By 2009-10, chronic absenteeism, assessed in ten different N.S. high schools, was already rampant. With 7.4% of students missing 20% or more of classes and 45% absent for 10% of their classes, was a deeply entrenched problem. Permissive discipline approaches such as the elementary level behaviour modification (PEBS) program and high school exam exemptions had contributed to the problem, so the proposed response was compulsion in the form of compulsory schooling to 18. Extending compulsory school age was ultimately rejected by Education Minister Marilyn More, but a few band-aids were applied, including credit recovery programs and a two-year pilot project to deny course credit for non-attendance with a 20% threshold level.
Five years on, student absenteeism was still so rife that it surfaced again as a major unresolved problem. An October 2014 Provincial Review of Nova Scotia Education, with the peculiar title Disrupting the Status Quo, found that “student responsibility” was sadly lacking, reflected in their laxity in attending classes, meeting deadlines, and making a genuine effort to do their best. Such factors, including disruptive students, warranted “stronger consequences than is currently the case in some classrooms.” Under School Climate, the renewed goal was to create learning environments where “respectful behaviour is an expectation for students, teachers, and parents.”(pp. 47 and 49). The NS Education Department’s Action Plan for 2016 promises to introduce “a new student attendance policy.” Another official proclamation is now in the offing.

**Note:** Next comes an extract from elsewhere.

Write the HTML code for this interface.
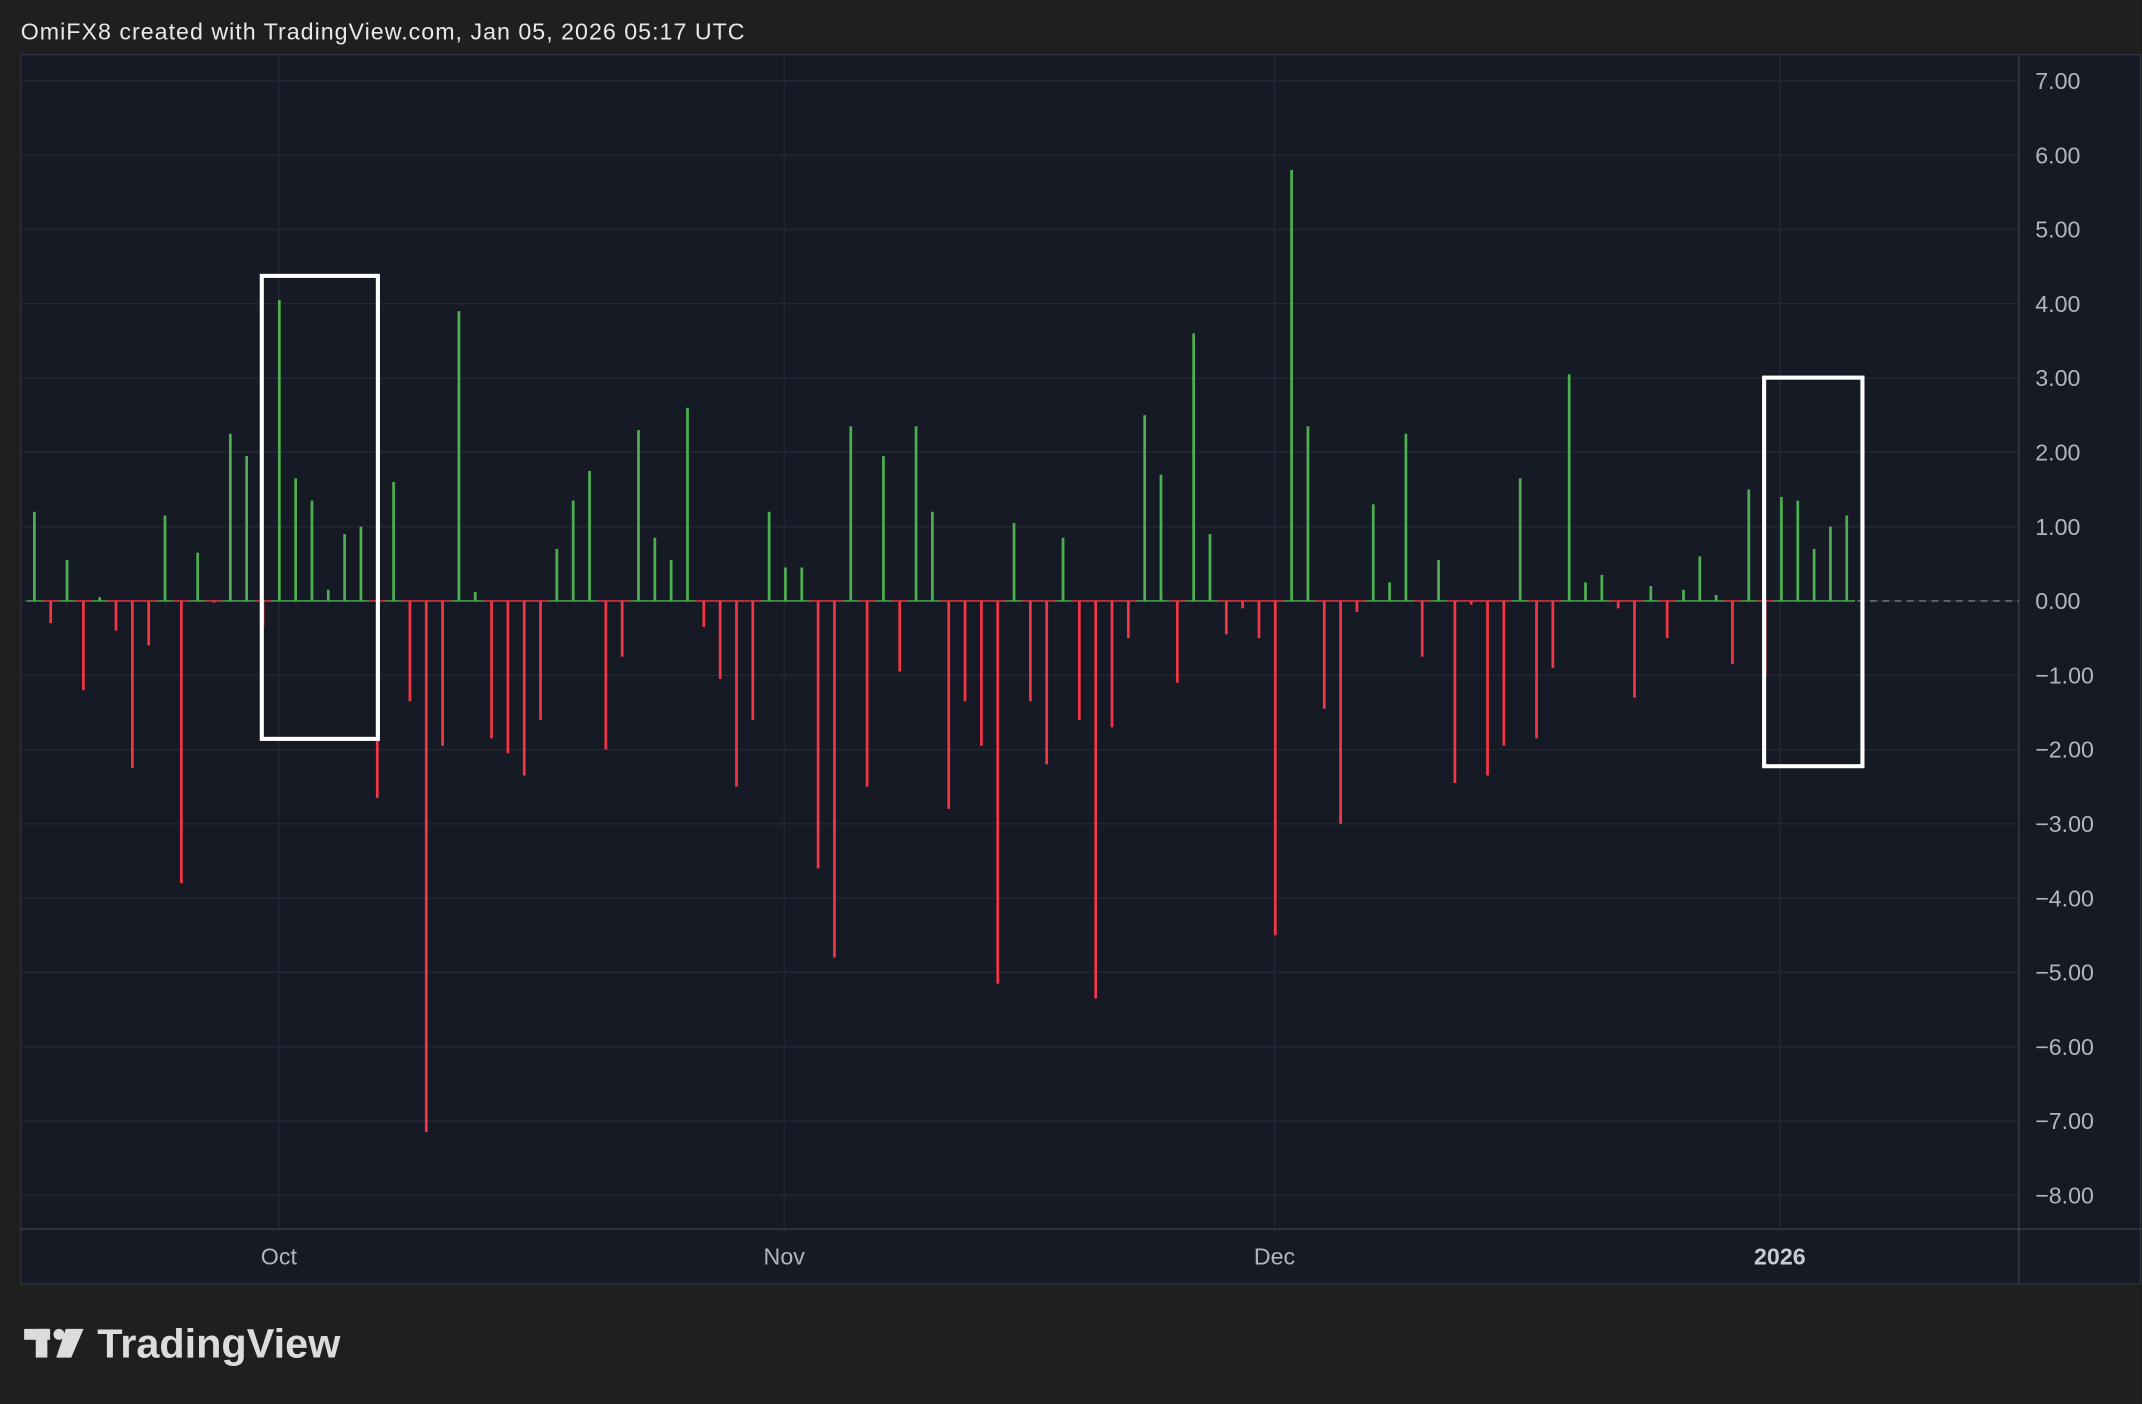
<!DOCTYPE html>
<html><head><meta charset="utf-8"><style>
html,body{margin:0;padding:0;background:#1f1f1f;width:2142px;height:1404px;overflow:hidden}
svg{display:block}
</style></head><body>
<svg id="s" width="2142" height="1404" viewBox="0 0 1568 1028" xmlns="http://www.w3.org/2000/svg" font-family="Liberation Sans, sans-serif">
<rect width="1568" height="1028" fill="#1f1f1f"/>
<text x="15" y="29" font-size="17" fill="#e8e8e8" textLength="530" lengthAdjust="spacing">OmiFX8 created with TradingView.com, Jan 05, 2026 05:17 UTC</text>
<rect x="15" y="40" width="1552" height="900" fill="#161a25" stroke="#2e323d" stroke-width="1"/>
<g id="grid" stroke="#242834" stroke-width="1"></g>
<line x1="15" y1="900" x2="1568" y2="900" stroke="#3a3e49"/>
<line x1="1478" y1="40" x2="1478" y2="940" stroke="#3a3e49"/>
<g id="labels" font-size="17" fill="#b2b5be"></g>
<g font-size="17" fill="#b2b5be" text-anchor="middle">
<text x="204" y="926">Oct</text><text x="574" y="926">Nov</text><text x="933" y="926">Dec</text>
<text x="1303" y="926" font-weight="bold" fill="#c8cad1">2026</text></g>
<line x1="1360" y1="440" x2="1478" y2="440" stroke="#787b86" stroke-dasharray="5,4" stroke-width="1"/>
<g id="bars"></g>
<rect x="191.5" y="202" width="85" height="339" fill="none" stroke="#fff" stroke-width="3"/>
<rect x="1291.5" y="276.5" width="72" height="284.5" fill="none" stroke="#fff" stroke-width="3"/>
<g fill="#dcdcdc">
<rect x="17.5" y="973" width="19" height="8"/><rect x="26" y="973" width="8.5" height="21"/>
<circle cx="43" cy="977" r="4"/>
<polygon points="48,973 61,973 52,994 41,994"/>
</g>
<text x="71" y="994" font-size="30" font-weight="bold" fill="#dcdcdc" textLength="178" lengthAdjust="spacingAndGlyphs">TradingView</text>
</svg>
<script>
var ns="http://www.w3.org/2000/svg",s=document.getElementById('s');
function el(p,t,a){var e=document.createElementNS(ns,t);for(var k in a)e.setAttribute(k,a[k]);document.getElementById(p).appendChild(e);return e;}
for(var v=7;v>=-8;v--){var y=440-v*54.4;el('grid','line',{x1:15,x2:1478,y1:y,y2:y});
var t=el('labels','text',{x:1490,y:y+6});t.textContent=(v<0?'\u2212':'')+Math.abs(v).toFixed(2);}
[204,574,933,1303].forEach(function(x){el('grid','line',{x1:x,x2:x,y1:40,y2:900});});
var vals=[1.2,-0.3,0.55,-1.2,0.05,-0.4,-2.25,-0.6,1.15,-3.8,0.65,-0.02,2.25,1.95,-0.35,4.05,1.65,1.35,0.15,0.9,1.0,-2.65,1.6,-1.35,-7.15,-1.95,3.9,0.12,-1.85,-2.05,-2.35,-1.6,0.7,1.35,1.75,-2.0,-0.75,2.3,0.85,0.55,2.6,-0.35,-1.05,-2.5,-1.6,1.2,0.45,0.45,-3.6,-4.8,2.35,-2.5,1.95,-0.95,2.35,1.2,-2.8,-1.35,-1.95,-5.15,1.05,-1.35,-2.2,0.85,-1.6,-5.35,-1.7,-0.5,2.5,1.7,-1.1,3.6,0.9,-0.45,-0.1,-0.5,-4.5,5.8,2.35,-1.45,-3.0,-0.15,1.3,0.25,2.25,-0.75,0.55,-2.45,-0.05,-2.35,-1.95,1.65,-1.85,-0.9,3.05,0.25,0.35,-0.1,-1.3,0.2,-0.5,0.15,0.6,0.08,-0.85,1.5,-1.0,1.4,1.35,0.7,1.0,1.15];
var n=vals.length,x0=25,x1=1352;
vals.forEach(function(v,i){var x=x0+i*(x1-x0)/(n-1);var h=Math.abs(v)*54.4;
el('bars','rect',{x:x-1,y:v>=0?440-h:440,width:2,height:Math.max(h,1),fill:v>=0?'#4caf50':'#f23645'});
el('bars','rect',{x:x-6,y:439.5,width:12,height:1,fill:v>=0?'#4caf50':'#f23645'});});
</script>
</body></html>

What’s the fundamental cause of rampant student absenteeism and disengagement, particularly in high schools? How important are the major “risk factors” identified by leading American expert Christopher A. Kearney – poverty and socio-economic status, psycho-social and mental health issues, teen pregnancies, school climate, family structure, and parental involvement? In the case of school climate, what works to develop a higher level of student commitment, belonging and connectedness? Will a student attendance crackdown be enough to change the current trajectory?